There is flower and leaves on my winter flowering cherry and my mahonia has just started to show yellow flowers,there is still late flowers on my honeysuckle.I have some self sown marigolds and some buds on the roses.all adding colour to the garden.

gardenning granny 11/11/2013 at 17:15

Yes the mahonias (charity) are wonderful this year - I have two that I can see from the kitchen window and the blue tits love them (they peck off the flowers) and they smell so good.  I also have something called schistostylus which is like a red freesia on long stems - beautiful.

flowering rose 11/11/2013 at 19:28

mine are flower too and i have primroses and polyanthas out.The flowering jasmine the winter one ,yellow,is flowering lovely.just waiting on the cyclemen.

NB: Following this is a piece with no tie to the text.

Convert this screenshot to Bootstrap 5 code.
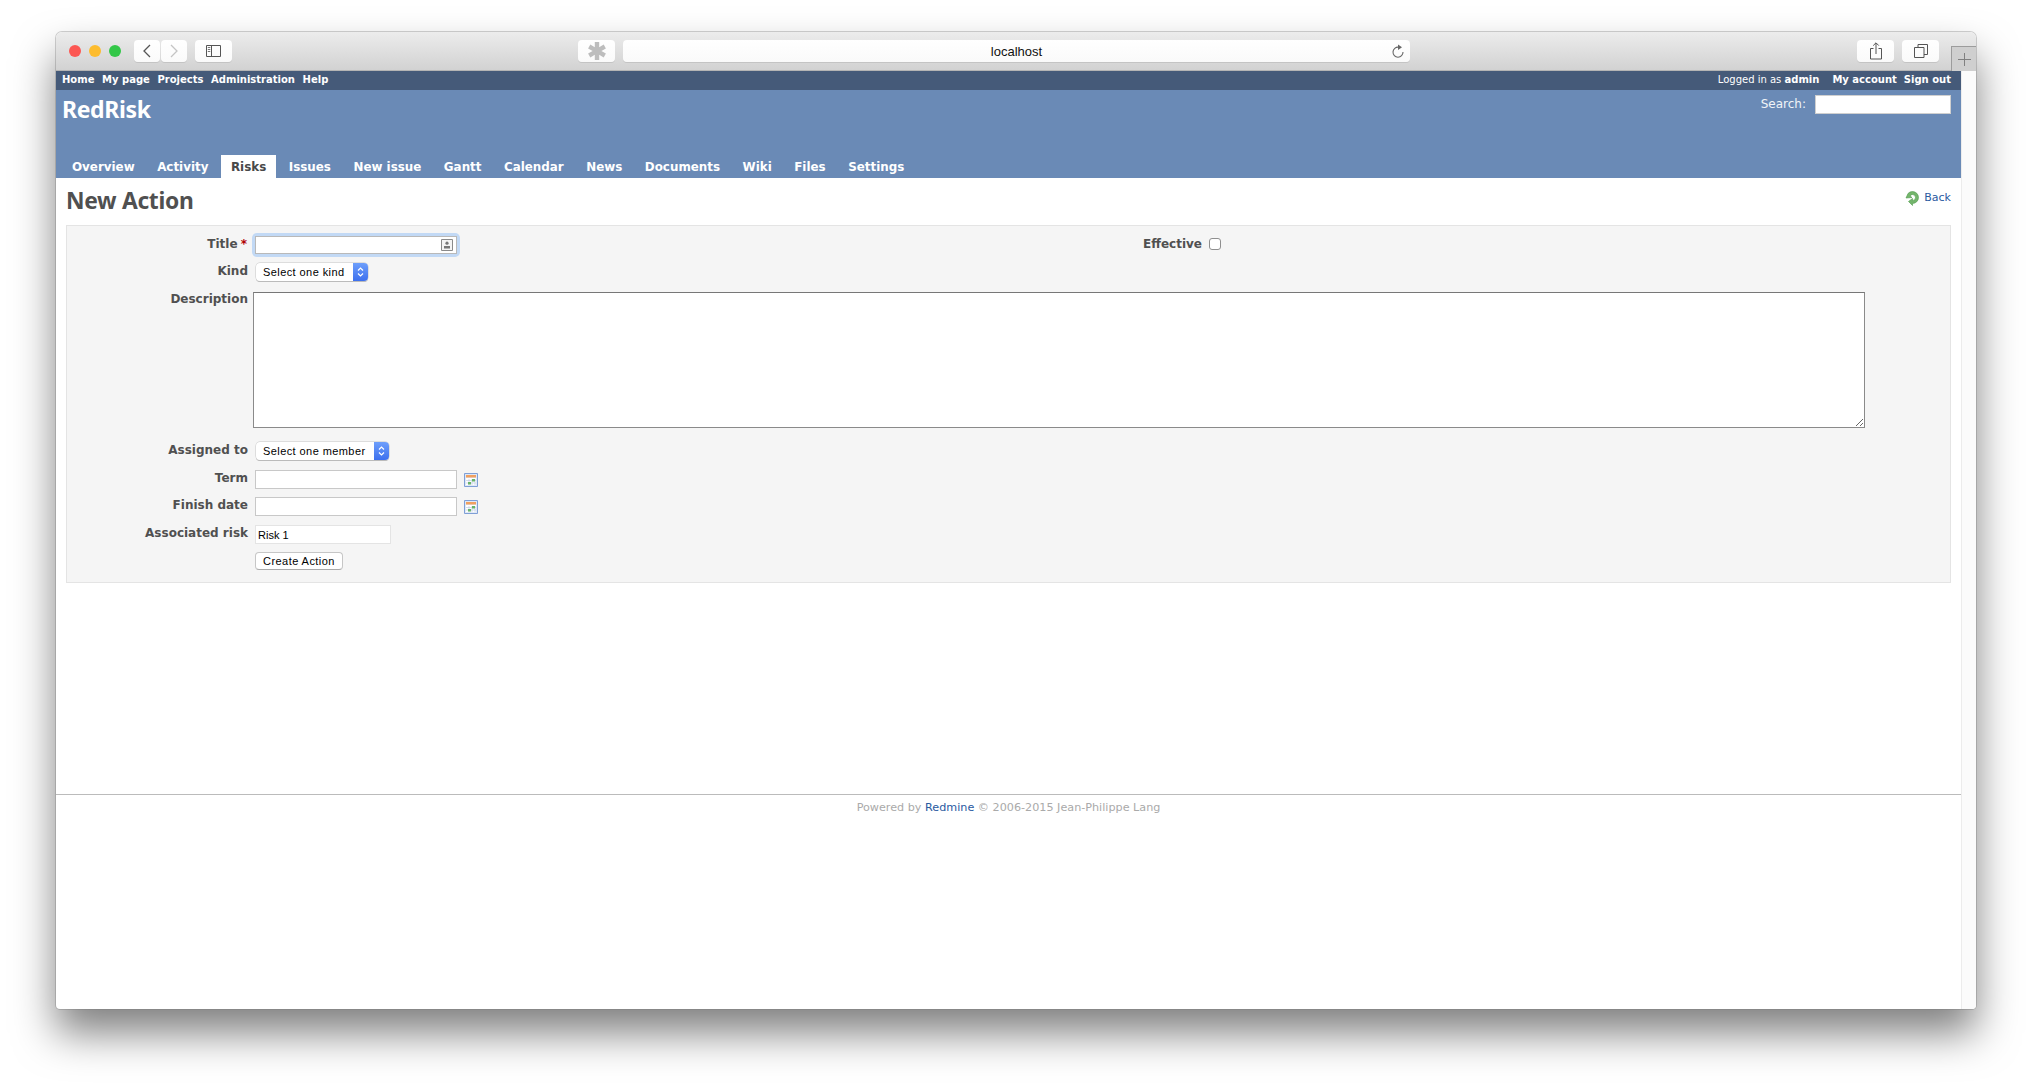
<!DOCTYPE html>
<html lang="en">
<head>
<meta charset="utf-8">
<title>New Action - RedRisk</title>
<link href="https://cdn.jsdelivr.net/npm/bootstrap@5.3.0/dist/css/bootstrap.min.css" rel="stylesheet">
<style>
html,body{height:100%;overflow:hidden}
body{background:#fff;font-family:"DejaVu Sans",Verdana,sans-serif;font-size:12px;color:#484848;padding:32px 0 0 56px}
.appwin{width:1920px;height:977px;background:#fff;border-radius:6px 6px 4px 4px;box-shadow:0 0 0 1px rgba(120,120,120,.35),0 24px 42px rgba(0,0,0,.5);overflow:hidden}
.chrome{height:39px;flex:none;background:linear-gradient(#ececec,#d2d2d2);border-bottom:1px solid #b4b4b4;padding-top:8px;position:relative}
.lights{width:78px;padding-left:13px;gap:8px}
.lamp{width:12px;height:12px;border-radius:50%;margin-top:5px}
.chbtn{height:22px;background:linear-gradient(#fff,#fafafa);border-radius:4px;box-shadow:0 1px 0 #c4c4c4;display:flex;align-items:center;justify-content:center;flex:none}
.urlbar{width:787px;font:13px "Liberation Sans",Arial,sans-serif;color:#111;position:relative;margin-left:8px;padding-top:1px}
.reload{position:absolute;right:5px;top:4px}
.newtab{position:absolute;right:0;top:14px;width:25px;height:25px;background:#cfcfcf;border:1px solid #9c9c9c;border-width:1px 0 0 1px;display:flex;align-items:center;justify-content:center}
.viewport{min-height:0}
.pagecol{width:1905px;flex:none}
.scrollstrip{flex:1;background:#fbfbfb;border-left:1px solid #ececec}
.topbar{height:19px;background:#455a79;color:#fff;font-size:10px;line-height:17px;padding:0 10px 0 6px;flex:none}
.topbar a{color:#fff;font-weight:700;text-decoration:none}
.mastbar{height:88px;background:#6a8ab6;color:#fff;position:relative;flex:none}
.brand{font:700 23px/1 "Noto Sans",sans-serif;padding:8px 0 0 6px;margin:0;letter-spacing:-.35px}
.searchbox{position:absolute;right:10px;top:5px;gap:9px;font-size:12px;color:#f1f4f8}
.searchbox label{position:relative;top:-1px}
.searchbox input{width:136px;height:19px;border:1px solid #cfcfcf;background:#fff;padding:0}
.tabrow{position:absolute;left:6px;bottom:0;gap:2.5px;font-size:11.9px}
.tabrow .nav-link{color:#fff;font-weight:700;padding:0 10px;height:23px;line-height:24px}
.tabrow .nav-link.on{background:#fff;color:#484848}
.pagebody{padding:11px 10px 0;flex:1;min-height:0}
.heading{font:700 22.8px/24px "Noto Sans",sans-serif;color:#505050;margin:0;letter-spacing:-.3px}
.backlink{font-size:11px;color:#2a5a9f;text-decoration:none;gap:5px;padding-top:1px}
.formbox{width:1885px;height:358px;margin-top:14px;background:#f5f5f5;border:1px solid #e4e4e4;padding-top:11px}
.frow{min-height:17px}
.flabel{width:181px;flex:none;text-align:right;font-weight:700;font-size:12px;line-height:15px;margin-right:8px;color:#505050}
.flabel i{color:#b00000;font-style:normal;margin-left:-1px;padding-right:1px}
.flabel.wide{width:193px;margin-right:7px}
.flabel.low{padding-top:1px}
.halfcol{width:942px;flex:none}
.mbxs{margin-bottom:9px}
.txt{height:19px;width:202px;margin-left:-1px;border:1px solid #c8c8c8;background:#fff;padding:0 3px;font:11px "Liberation Sans",Arial,sans-serif;color:#000;outline:0;display:block}
.txt.riskfield{width:136px;border-color:#e4e4e4;padding-left:2px}
.focuswrap{position:relative;width:202px;height:18px;margin:-1px 0 0 -1px;box-shadow:0 0 0 3px #c2d9f5;border-radius:2px}
.focuswrap .txt{height:18px;margin-left:0;border-color:#b9b9b9}
.contact{position:absolute;right:4px;top:3px}
.macsel{display:inline-flex;height:18px;padding:0;border:0;background:#fff;border-radius:4px;box-shadow:0 0 0 .5px #c6c6c6,0 1px 0 #b0b0b0;overflow:hidden;font:11px/18px "Liberation Sans",Arial,sans-serif;color:#000;letter-spacing:.42px}
.macsel span{padding:0 8px 0 7px;white-space:nowrap}
.macsel b{width:15px;background:linear-gradient(#6e9ffb,#3d70ee);display:flex;align-items:center;justify-content:center}
.descbox{width:1612px;height:136px;border:1px solid #8a8a8a;border-top-color:#777;background:#fff;display:block;margin-left:-3px;outline:0}
.submitbtn{height:18px;margin-left:-1px;padding:0 7px;background:#fff;border:1px solid #c6c6c6;border-bottom-color:#aaa;border-radius:4px;font:11px/16px "Liberation Sans",Arial,sans-serif;color:#000;letter-spacing:.45px}
.calpic{margin-left:7px;margin-top:3px}
.checkmark{width:12px;height:12px;margin:1px 0 0;border-color:#8f8f8f;border-radius:2px}
.foot{border-top:1px solid #bbb;height:215px;flex:none;text-align:center;font-size:11.2px;color:#aaa;padding-top:5px}
.foot a{color:#2a5a9f;text-decoration:none}
</style>
</head>
<body>
<div class="appwin d-flex flex-column">
  <div class="chrome d-flex">
    <div class="lights d-flex">
      <span class="lamp" style="background:#fc5753"></span>
      <span class="lamp" style="background:#fdbc2e"></span>
      <span class="lamp" style="background:#33c748"></span>
    </div>
    <div class="chbtn" style="width:26px"><svg width="10" height="14" viewBox="0 0 10 14"><path d="M8 1 2 7l6 6" fill="none" stroke="#555" stroke-width="1.3"/></svg></div>
    <div class="chbtn" style="width:26px;margin-left:1px"><svg width="10" height="14" viewBox="0 0 10 14"><path d="m2 1 6 6-6 6" fill="none" stroke="#c4c4c4" stroke-width="1.3"/></svg></div>
    <div class="chbtn" style="width:37px;margin-left:8px"><svg width="15" height="12" viewBox="0 0 15 12"><path d="M.5.5h14v11H.5zM5.500.5v11" fill="none" stroke="#555"/><path d="M1.800 2.500h2.500M1.800 4.500h2.500M1.800 6.500h2.500" stroke="#777"/></svg></div>
    <div class="chbtn" style="width:37px;margin-left:346px"><svg width="20" height="20" viewBox="0 0 20 20"><path d="M7.800 1h4.400v5.200l4.500-2.600 2.200 3.800L14.400 10l4.500 2.600-2.200 3.800-4.500-2.600V19H7.800v-5.200l-4.500 2.600-2.200-3.800L5.600 10 1.100 7.400l2.200-3.800 4.500 2.600z" fill="#bdbdbd"/></svg></div>
    <div class="chbtn urlbar">localhost
      <svg class="reload" width="14" height="15" viewBox="0 0 14 15"><path d="M7.500 3.200A5 5 0 1 0 12 8" fill="none" stroke="#666" stroke-width="1.100"/><path d="M7 .5 11 3.200 7 6z" fill="#666"/></svg>
    </div>
    <div class="chbtn" style="width:37px;margin-left:447px"><svg width="14" height="18" viewBox="0 0 14 18"><path d="M4.500 6.500H1.500v10.500h11V6.500h-3M7 12V1M4.200 3.600 7 .8l2.800 2.800" fill="none" stroke="#555"/></svg></div>
    <div class="chbtn" style="width:37px;margin-left:8px"><svg width="14" height="14" viewBox="0 0 14 14"><path d="M.5 3.500h9.500v10H.5zM4 3.500v-3h9.500v10H10" fill="none" stroke="#555"/></svg></div>
    <div class="newtab"><svg width="13" height="13" viewBox="0 0 13 13"><path d="M6.500 0v13M0 6.500h13" stroke="#808080"/></svg></div>
  </div>
  <div class="viewport d-flex flex-grow-1">
    <div class="pagecol d-flex flex-column">
      <div class="topbar d-flex justify-content-between">
        <div class="d-flex" style="gap:7.6px"><a href="#">Home</a><a href="#">My page</a><a href="#">Projects</a><a href="#">Administration</a><a href="#">Help</a></div>
        <div class="d-flex"><span>Logged in as <a href="#">admin</a></span><a href="#" style="margin-left:13px">My account</a><a href="#" style="margin-left:7px">Sign out</a></div>
      </div>
      <div class="mastbar">
        <h1 class="brand">RedRisk</h1>
        <form class="searchbox d-flex align-items-center"><label>Search:</label><input type="text" aria-label="Search"></form>
        <ul class="nav tabrow">
          <li class="nav-item"><a class="nav-link" href="#">Overview</a></li>
          <li class="nav-item"><a class="nav-link" href="#">Activity</a></li>
          <li class="nav-item"><a class="nav-link on" href="#">Risks</a></li>
          <li class="nav-item"><a class="nav-link" href="#">Issues</a></li>
          <li class="nav-item"><a class="nav-link" href="#">New issue</a></li>
          <li class="nav-item"><a class="nav-link" href="#">Gantt</a></li>
          <li class="nav-item"><a class="nav-link" href="#">Calendar</a></li>
          <li class="nav-item"><a class="nav-link" href="#">News</a></li>
          <li class="nav-item"><a class="nav-link" href="#">Documents</a></li>
          <li class="nav-item"><a class="nav-link" href="#">Wiki</a></li>
          <li class="nav-item"><a class="nav-link" href="#">Files</a></li>
          <li class="nav-item"><a class="nav-link" href="#">Settings</a></li>
        </ul>
      </div>
      <main class="pagebody">
        <div class="d-flex justify-content-between" style="height:22px">
          <h2 class="heading">New Action</h2>
          <a class="backlink d-inline-flex align-items-start" href="#"><svg width="14" height="16" viewBox="0 0 14 16"><path d="M3 3.500A6 6 0 0 1 7.500 1.500 6 6 0 0 1 13.500 7.500 6 6 0 0 1 7.500 13.500V15.500L3.500 11.500 7.500 8.500V10.500A3 3 0 0 0 10.500 7.500 3 3 0 0 0 7.500 4.500 3 3 0 0 0 5 6L7 7.500 1 8z" fill="#74b56c" stroke="#4f9a4b" stroke-width=".6"/></svg>Back</a>
        </div>
        <form class="formbox">
          <div class="d-flex frow mbxs">
            <div class="halfcol d-flex">
              <label class="flabel">Title <i>*</i></label>
              <div class="focuswrap"><input class="txt" type="text" aria-label="Title">
                <svg class="contact" width="12" height="12" viewBox="0 0 12 12"><path d="M.5.5h11v11H.5z" fill="#f4f4f4" stroke="#8a8a8a"/><circle cx="6" cy="4.200" r="1.600" fill="#777"/><path d="M3 7h6v2.500H3z" fill="#777"/></svg>
              </div>
            </div>
            <div class="d-flex">
              <label class="flabel wide">Effective</label>
              <input type="checkbox" class="form-check-input checkmark" aria-label="Effective">
            </div>
          </div>
          <div class="d-flex mbxs"><label class="flabel low">Kind</label>
            <button type="button" class="macsel"><span>Select one kind</span><b><svg width="7" height="12" viewBox="0 0 7 12"><path d="M1 4.500 3.500 2 6 4.500M1 7.500 3.500 10 6 7.500" fill="none" stroke="#fff" stroke-width="1.200"/></svg></b></button></div>
          <div class="d-flex" style="margin-top:11px"><label class="flabel">Description</label>
            <textarea class="descbox" aria-label="Description"></textarea></div>
          <div class="d-flex" style="margin-top:14px"><label class="flabel low">Assigned to</label>
            <button type="button" class="macsel"><span>Select one member</span><b><svg width="7" height="12" viewBox="0 0 7 12"><path d="M1 4.500 3.500 2 6 4.500M1 7.500 3.500 10 6 7.500" fill="none" stroke="#fff" stroke-width="1.200"/></svg></b></button></div>
          <div class="d-flex" style="margin-top:10px"><label class="flabel low">Term</label><input class="txt" type="text" aria-label="Term">
            <svg class="calpic" width="14" height="14" viewBox="0 0 14 14"><use href="#calico"/></svg></div>
          <div class="d-flex" style="margin-top:8px"><label class="flabel low">Finish date</label><input class="txt" type="text" aria-label="Finish date">
            <svg class="calpic" width="14" height="14" viewBox="0 0 14 14"><use href="#calico"/></svg></div>
          <div class="d-flex" style="margin-top:9px"><label class="flabel low">Associated risk</label><input class="txt riskfield" type="text" value="Risk 1" aria-label="Associated risk"></div>
          <div class="d-flex" style="margin-top:8px"><span class="flabel"></span><button type="button" class="submitbtn">Create Action</button></div>
        </form>
      </main>
      <footer class="foot">Powered by <a href="#">Redmine</a> © 2006-2015 Jean-Philippe Lang</footer>
    </div>
    <div class="scrollstrip"></div>
  </div>
</div>
<svg width="0" height="0" class="d-none"><defs><g id="calico"><path d="M.5.500h13v13H.5z" fill="#dfe8f6" stroke="#7f9fd6"/><path d="M2 2h10v2.500H2z" fill="#f0a060"/><path d="M2 5h10v7H2z" fill="#fff"/><path d="M5 6v6M8 6v6M11 6v6M2 7.500h10M2 10h10" stroke="#b9c6de" stroke-width=".6"/><path d="M4 9h3v2.500H4zM8 6h3v2.500H8z" fill="#68b468"/></g></defs></svg>
</body>
</html>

Jack B 18/11/2013 at 09:34

Some flowering plants only seem to have really come into their own rather late in the season...fuchsias in my Herts.courtyard garden being the best example. I have only just removed the summer window box display, not because it was over, but because I couldn't delay the winter planting any longer. Geraniums, fuchsia and scaevola all did well. Canna was a star in a tub (its first year) but I found rain repeatedly ruined the blooms. Rosa Penny Lane still has a couple of flowers.

Megga 18/11/2013 at 16:11

I still have a number of pelargoinums flowering in pots and bordes, my best and oldest plants have been put in the Greenhouse. Other plants still flowering are tall verbina and tobacco plants.

My 1.2 m tall verigated pelargoinum, which I have kept for at lest five years, has produced creamy white stems and leaves which looks quite strange. I've tried to upload a picture but not have much luck.

The greenhouse is now full of overwintering plants plus loads and loads of cuttings, I just love making new plants from cuttings, but now I have run out of space.